The traditional methods of coaching, at this point, do not fit into the mold where organizations once operated under the presumption that coaching is for the individual only. With coaching being seamlessly integrated into career development strategy, leadership development initiatives, and skills development, the overall scalability and impact on individual, group, and organizational effectiveness are indisputable. 

When an interview-based study asked leaders to identify the challenges they faced with coaching, three key factors – scalability, inclusivity, and budgetary constraints were reported as the top concerns that prevented them from using coaching as a business imperative. These concerns can be addressed and not hard to mitigate. 

  • Scalability

Introducing coaching in contemporary formats through innovative methodologies for individual, group, and organizational effectiveness leverages the coach-coachees relationship and generally helps resolve scalability whilst maintaining quality in coaching.

  • Inclusivity

Coaching that was once seen as a reserved privilege only for a specific section of the management has now expanded into inclusive solutions. Deep-dive studies into inclusion strategies indicate that organizations adopting inclusive cultures are more equipped to stimulate larger networks and reduce attrition rates with an immense impact on the strong sense of connection and belonging in the workplace.

  • Affordability

With sound investment in employee development budgets continuing to be a challenge, peer coaching optimizes internal resources for employee development that is not as capital-intensive as the erstwhile coaching methodologies.

Peer Coaching  is a new coaching flavor for the next-gen workforce

The blurred lines between mentoring, learning, and educating have now unified to create a more modern flavor or theme of coaching that resonates with the vision of the next-gen workforce. Organizations recognize the ‘human-centric’ element in peer coaching and the progressively profound impact that it can have on the overall development of their employees. 

Peer coaching is the most critical and reflective of all contemporary learning practices – and can be a powerful development tool that leverages the engagement between peers and penetrates the existing competencies in your organization. The advantages of peer coaching methodologies lie in designing a trusted support system among members of a learning and development program, therefore bolstering cross-functional networks. 

The opportunity to extract the social, experiential, and psychological nature of peer coaching is here and now. When used to augment leadership development, peer coaching can be a powerful tool that is uniquely positioned to address the most pressing demands of the next-gen workforce. 

Numly advocates that peer coaching can only be supplemented by an organizational culture that interweaves the learnings into behavioral change. With transparency in both goals and direction, the pipeline of next-gen leaders will be engaged in an ongoing educational journey that elevates their employee experience and helps them grow with the organization. At Numly, we offer prepackaged coaching and mentoring models that enable businesses to attract, retain, and engage talent. We empower your organization with the right methods that go beyond stagnant, one-dimensional coaching for a positive bottom-line impact.

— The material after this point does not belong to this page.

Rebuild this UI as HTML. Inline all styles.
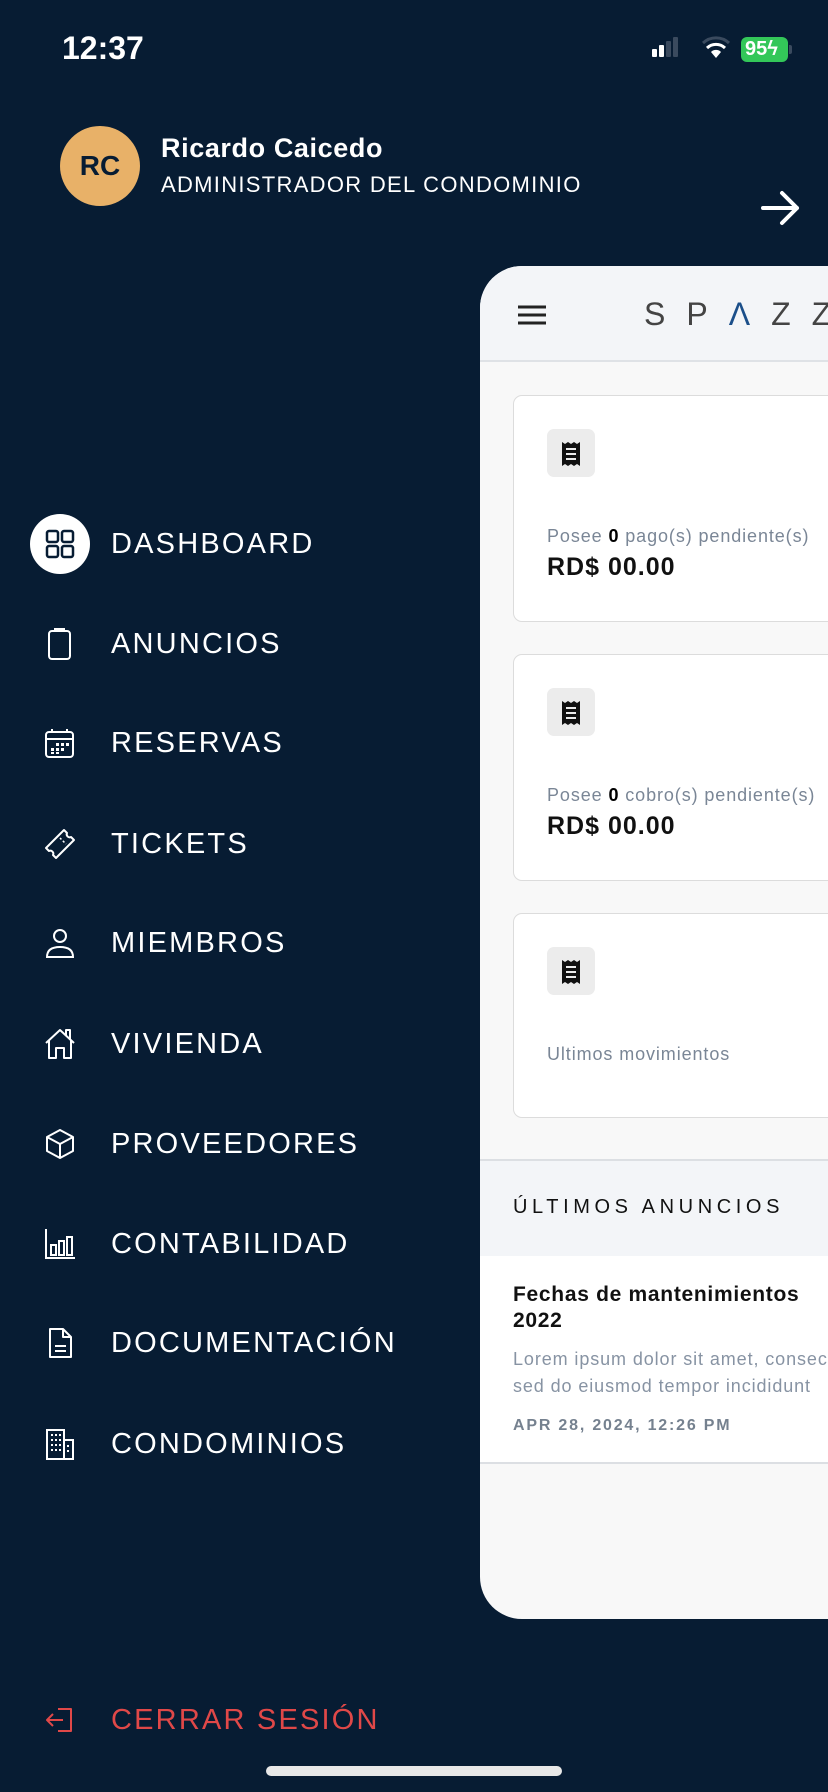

Leaders are now cognizant of the unprecedented value that coaching can bring to their organizational culture and are pushing the envelope to make it accessible to every last employee. In his book, ‘The Inner Game’, renowned author, Tim Gallwey, reiterates that “coaching is about unlocking individual potential to help maximize their performance. It helps them to learn, rather than teaching them.” The bottom line is to discern the difference as we are all finding ways to connect with a sense of direction. Peer coaching helps achieve both. And is increasingly becoming central to the fabric of a learning culture – a culture that organizations need to develop and deploy for the next-gen workforce.